Christopher Kohlhoff wrote:
Why must this exist? (With the emphasis placed on "generic".)
For the reason I stated; so that one can write a function whose logic is not broken when a callee switches (or is switched, or is ported) to another implementation and starts returning error codes from a different domain.
This is not logical. Part of being able to switch backends is that both backends adhere to a given specification. In the error handling model in your example, this specification would stipulate that on failure a function produces a non-zero-valued error code. Producing the errors from a different domain doesn't change that fact. However, this property is independent of the error_code itself; it is a property of your specification.

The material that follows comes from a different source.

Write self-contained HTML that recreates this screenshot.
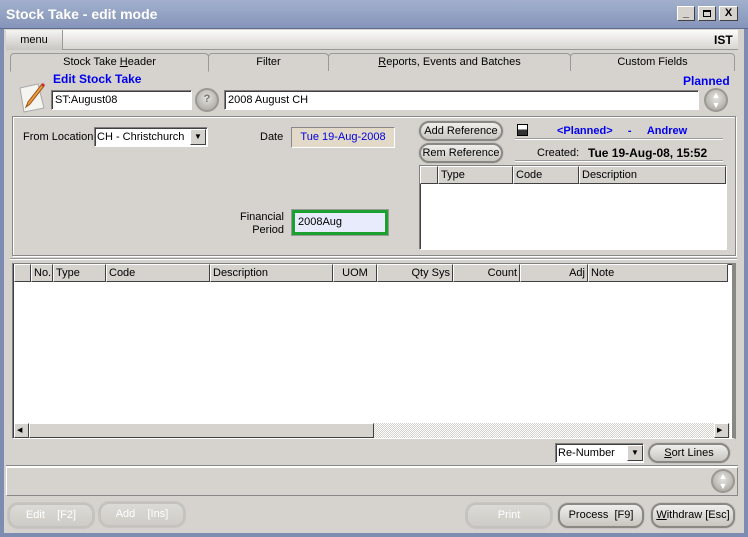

This is circular reasoning. My specification would return success when the function succeeds. How would it return success is determined by what is the established way to return success. The current de-facto standard way of returning success is zero, so I'd specify my function to return that. Were the standard way to signal success something else, my specification would reflect that something else.
Originally you phrased it as a generic way to test for failure, but I think I mostly agree with you if you instead phrase it in terms of success (as you are now doing).
These two ways to phrase it are the same; generic success and generic failure to succeed are complementary. Today, the logic is expressed in terms of if(ec) and if(!ec); whether the function tests for failure do_f1( ec ); if( ec ) return; do_f2( ec ); or for success do_f1( ec ); if( !ec ) do_f2( ec ); makes no difference.